Friday 29 March 2024

#22: GODZILLA KISS KONG: THE NEW EMPIRE

Starring Godzilla, King Kong, Mothra, Rebecca Hall, Dan Stevens and some utterly useless other humans not worth mentioning. From a story by Terry Rosslo, Adam Wingard and Simon Barrett and a screenplay by Terry Rossio, Simon Barrett and Jeremy Slater. Directed by Adam Wingard. Budget $135 million dollars. Running time 115 minutes. 

Suffering from a bad tooth, King Kong pops upstairs to Earth from the Hollow Earth for a spot of instant animal dentistry thanks to Dan Steven's stupidly sexy  expert veterinarian, Trapper, while Godzilla lays waste to Rome whilst destroying a rampaging monster, then goes to sleep in the Colosseum like a giant cat. With tooth fixed KK pisses off back downstairs and stumbles across an ancient tribe of giant gorillas lead by a gigantic red ape called Skar King who's hell-bent on conquering the Hollow Earth and Earth too with the aid of a superdooper gigantic ice breathing dinosaur beastie called Shimo. Knowing he can't defeat them, KK goes upstairs again to recruit the Big G for a showdown but gets his arm broken and has to have it fixed with a massive metal gauntlet by the super-sexy vet, Dan Stevens, Trapper. Luckily there's this silent tribe of humans called the WeeWee who are guardians of Mothra who are on hand to provide background details on the various wee beasties before it's time for an epic third act showdown that lays waste to Rio de Janeiro, all of Cairo, with whistle stop smack downs in Spain, Gibraltar and the Arctic.

Making 2021's Kong Vs Godzilla look positively restrained and slow-paced in comparison, GKKTNE is the pure epitome of mindless entertainment, for hold no illusion this is without doubt one of the most stupid films I've seen in a very long time. The plot is ludicrous, the acting laminable and characters less than one dimensional. Returning for this ridiculous nonsense is Rebecca Hall's Dr. Ilene, her adopted deaf and mute daughter Jia (Kayle Hottle) and the woeful Brian Tyree Henry as Bernie Hayes a stupid podcast conspiracy nut who almost single-handedly ruined the last film. They're joined by a strangely cast Dan Stevens as the super vet, Trapper. However all they have to do is stare off camera at things react and emote with enthusiasm while spouting reams of pointless and meaningless guff and gibberish. They matter not one jote to the film, as it's not them anyone's come to see. They've come to see Kong and Godzilla hit each other and other things and destroy shit, which they do to great effect. 

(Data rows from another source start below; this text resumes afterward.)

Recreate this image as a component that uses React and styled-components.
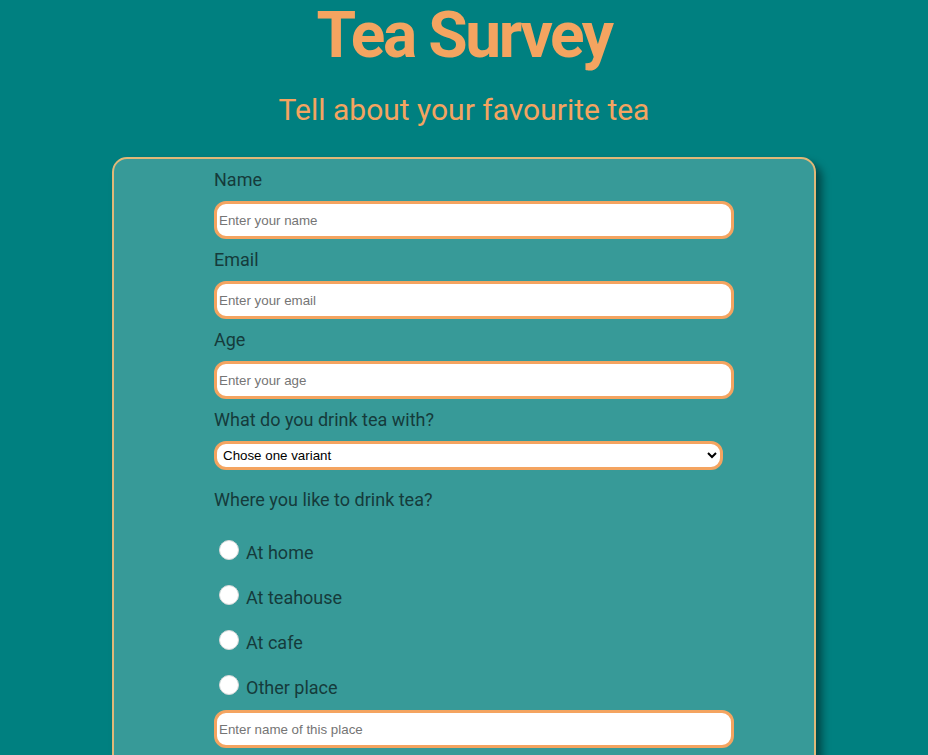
import React from 'react';
import styled, { createGlobalStyle } from 'styled-components';

const GlobalStyle = createGlobalStyle`
  body {
    margin: 0;
    background-color: #008080;
    font-family: Roboto, 'Noto Sans', sans-serif;
  }
`;

const places = ['At home', 'At teahouse', 'At cafe', 'Other place'];

const App = () => {
  return (
    <>
      <GlobalStyle />
      <Title>Tea Survey</Title>
      <Subtitle>Tell about your favourite tea</Subtitle>
      <Form onSubmit={(e) => e.preventDefault()}>
        <Label htmlFor="name">Name</Label>
        <TextInput id="name" type="text" placeholder="Enter your name" />
        <Label htmlFor="email">Email</Label>
        <TextInput id="email" type="email" placeholder="Enter your email" />
        <Label htmlFor="age">Age</Label>
        <TextInput id="age" type="number" placeholder="Enter your age" />
        <Label htmlFor="with">What do you drink tea with?</Label>
        <Select id="with" defaultValue="">
          <option value="" disabled>Chose one variant</option>
          <option>Milk</option>
          <option>Sugar</option>
          <option>Lemon</option>
        </Select>
        <Label $spaced>Where you like to drink tea?</Label>
        <RadioGroup>
          {places.map((place) => (
            <RadioRow key={place}>
              <Radio type="radio" name="place" value={place} />
              {place}
            </RadioRow>
          ))}
        </RadioGroup>
        <TextInput type="text" placeholder="Enter name of this place" />
      </Form>
    </>
  );
};

const Title = styled.h1`
  margin: 0;
  text-align: center;
  font-size: 64px;
  line-height: 71px;
  font-weight: 700;
  letter-spacing: -2.4px;
  color: #f4a460;
`;

const Subtitle = styled.h2`
  margin: 21px 0 30px;
  text-align: center;
  font-size: 30px;
  font-weight: 400;
  color: #f4a460;
`;

const Form = styled.form`
  width: 600px;
  margin: 0 auto;
  padding: 10px 0 40px 100px;
  background-color: #379a98;
  border: 2px solid #e0b878;
  border-radius: 15px;
  box-shadow: 6px 6px 8px rgba(0, 0, 0, 0.45);
`;

const Label = styled.label`
  display: block;
  margin: ${(p) => (p.$spaced ? '19px' : '0')} 0 11px;
  font-size: 18px;
  color: #153b3b;
`;

const TextInput = styled.input`
  display: block;
  box-sizing: border-box;
  width: 520px;
  height: 38px;
  margin: 0 0 10px;
  padding: 0 2px;
  border: 3px solid #f4a460;
  border-radius: 12px;
  background: #ffffff;
  font-family: 'Liberation Sans', Arial, sans-serif;
  font-size: 13.33px;
  outline: none;

  &::placeholder {
    color: #757575;
  }
`;

const Select = styled.select`
  display: block;
  box-sizing: border-box;
  width: 509px;
  height: 29px;
  margin: 0;
  padding: 0 2px;
  border: 3px solid #f4a460;
  border-radius: 12px;
  background: #ffffff;
  color: #000000;
  font-family: 'Liberation Sans', Arial, sans-serif;
  font-size: 13.33px;
  outline: none;
`;

const RadioGroup = styled.div`
  padding-top: 21px;
`;

const RadioRow = styled.label`
  display: flex;
  align-items: flex-start;
  height: 21px;
  margin-bottom: 24px;
  font-size: 18px;
  color: #153b3b;

  &:last-child {
    margin-bottom: 12px;
  }
`;

const Radio = styled.input`
  appearance: none;
  width: 20px;
  height: 20px;
  margin: -2px 7px 0 5px;
  border: 1px solid #d8d8d8;
  border-radius: 50%;
  background: #ffffff;
  flex-shrink: 0;

  &:checked {
    background: radial-gradient(circle, #1a73e8 0 5px, #ffffff 6px);
  }
`;

export default App;
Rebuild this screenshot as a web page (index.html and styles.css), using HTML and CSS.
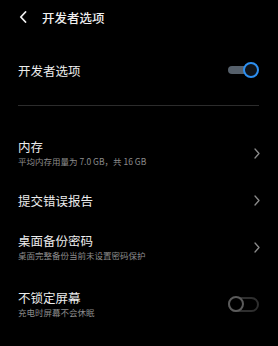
FILE: index.html
```html
<!DOCTYPE html>
<html lang="zh-CN">
<head>
  <meta charset="UTF-8" />
  <meta name="viewport" content="width=device-width, initial-scale=1.0"/>
  <title>开发者选项</title>
  <link rel="stylesheet" href="styles.css">
</head>
<body>
  <header class="topbar">
    <svg class="back" width="8" height="12" viewBox="0 0 8 12">
      <path d="M6.5 1 L1.8 6 L6.5 11" fill="none" stroke="#f0f0f0" stroke-width="1.8" stroke-linecap="round" stroke-linejoin="round"/>
    </svg>
    <span class="page-title">开发者选项</span>
  </header>

  <div class="row main-row">
    <div class="text">
      <div class="title">开发者选项</div>
    </div>
    <div class="switch on"><span class="knob"></span></div>
  </div>

  <div class="divider"></div>

  <div class="row item first">
    <div class="text">
      <div class="title">内存</div>
      <div class="sub">平均内存用量为 7.0 GB，共 16 GB</div>
    </div>
    <svg class="chev" width="6" height="11" viewBox="0 0 6 11">
      <path d="M1 1 L5 5.5 L1 10" fill="none" stroke="#8a8a8a" stroke-width="1.3" stroke-linecap="round" stroke-linejoin="round"/>
    </svg>
  </div>

  <div class="row item">
    <div class="text">
      <div class="title">提交错误报告</div>
    </div>
    <svg class="chev" width="6" height="11" viewBox="0 0 6 11">
      <path d="M1 1 L5 5.5 L1 10" fill="none" stroke="#8a8a8a" stroke-width="1.3" stroke-linecap="round" stroke-linejoin="round"/>
    </svg>
  </div>

  <div class="row item">
    <div class="text">
      <div class="title">桌面备份密码</div>
      <div class="sub">桌面完整备份当前未设置密码保护</div>
    </div>
    <svg class="chev" width="6" height="11" viewBox="0 0 6 11">
      <path d="M1 1 L5 5.5 L1 10" fill="none" stroke="#8a8a8a" stroke-width="1.3" stroke-linecap="round" stroke-linejoin="round"/>
    </svg>
  </div>

  <div class="row item spaced">
    <div class="text">
      <div class="title">不锁定屏幕</div>
      <div class="sub">充电时屏幕不会休眠</div>
    </div>
    <div class="switch off"><span class="knob"></span></div>
  </div>
</body>
</html>
```

FILE: styles.css
```css
body {
  margin: 0;
  background: #000;
  color: #ececec;
  font-family: "Noto Sans CJK SC", "Noto Sans", sans-serif;
  width: 278px;
  height: 346px;
  overflow: hidden;
}

.topbar {
  height: 34px;
  display: flex;
  align-items: center;
  padding-left: 18px;
}

.back {
  margin-left: 1px;
  margin-right: 15px;
}

.page-title {
  font-size: 12.5px;
  font-weight: 500;
  color: #f0f0f0;
}

.row {
  display: flex;
  align-items: center;
  justify-content: space-between;
  height: 40px;
  padding: 0 19px 0 18px;
}

.main-row {
  margin-top: 16px;
}

.title {
  font-size: 12.5px;
  line-height: 17px;
  color: #ececec;
}

.sub {
  font-size: 8.5px;
  line-height: 13px;
  color: #8c8c8c;
}

.divider {
  height: 1px;
  background: #2c2c2c;
  margin: 15px 19px 0 18px;
}

.item {
  margin-top: 7px;
}

.item.first {
  margin-top: 27px;
}

.item.spaced {
  margin-top: 17px;
}

.chev {
  margin-right: -1px;
}

.switch {
  position: relative;
  width: 31px;
  height: 17px;
}

.switch.on::before {
  content: "";
  position: absolute;
  left: 0;
  top: 4.5px;
  width: 24px;
  height: 8px;
  border-radius: 4px;
  background: #56606b;
}

.switch.on .knob {
  position: absolute;
  right: 0;
  top: 0;
  width: 12px;
  height: 12px;
  border: 2.5px solid #2d8ff0;
  border-radius: 50%;
  background: #0e1217;
}

.switch.off::before {
  content: "";
  position: absolute;
  left: 0;
  top: 1px;
  width: 27px;
  height: 11px;
  border: 2px solid #2e2e2e;
  border-radius: 8px;
}

.switch.off .knob {
  position: absolute;
  left: 0;
  top: 0;
  width: 12px;
  height: 12px;
  border: 2.5px solid #5a5a5a;
  border-radius: 50%;
  background: #000;
}
```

This starts out quite well in the Hollow Earth with KK but it takes a damn long time for this behemoth to finally get up to speed and get anywhere and when it finally does it doesn't really matter as none of it matters and the plot makes so little sense it's really not bothering with. In fact by the end of this I had quite forgotten how it had all started. 

In the good old days of Godzilla films, when it was men in suits hitting each other in scale models of Tokyo the action was great as there was a sense of scale, in this modern day outing and with the 'amazing' advances in CGI we don't need no rubber suited men fighting now we can have pixel perfect creations smacking each other silly and with camera moves that induce vertigo and motion sickness in equal measure. There's a few attempts to mimic the old fights of Godzilla from the 60s and 70s, but over all it's just pixels smacking other pixels while buildings of pixels fall over. 

Don't think about the sheer scale of colateral damage in terms of human lives and dollar signs, or cultural significance of the buildings destroyed, nothing matters, just entertainment.

Baxter remarked that early reviews talked about just enjoying this and not thinking about it, cos it's just fun! the message being, don't think, just consume more product! 

If you could sleep through all the pointless waffling guff and gibberish spouted by the human actors and just watch the action you'd have a far better experience however the needless and pointless dialogue spewed by the likes of Bernie Hayes and Trapper really slows down proceedings and weaken the film significantly. 

Plus there's not enough Godzilla. And the final boss fight is a little too perfunctory. 

Loud, long, stupidly dumb insultingly so, but bizarrely entertaining, but only when there's no actors talking and that includes the silent WeeWee tribe. 

Not as good as Kong Vs. Godzilla, or the Gareth Edward's Godzilla film, but still vastly better than Godzilla: King of MonstersGodzilla Kiss Kong, the title makes no sense, which is fine, because nothing in this film makes sense, and yet it was still strangely entertaining, but only in the same way that watching a pigeon getting run over by a slow moving truck's wheel is funny.

Finally, my favourite film of last year was Godzilla Minus One, which managed to be deeply moving, powerful, and seriously entertaining. It was made for a tenth of the budget of this bloated nonsense and packed an 
emotional wallop that left us dazed and awed by its depth, ambition and drama. 

This was the literal polar opposite.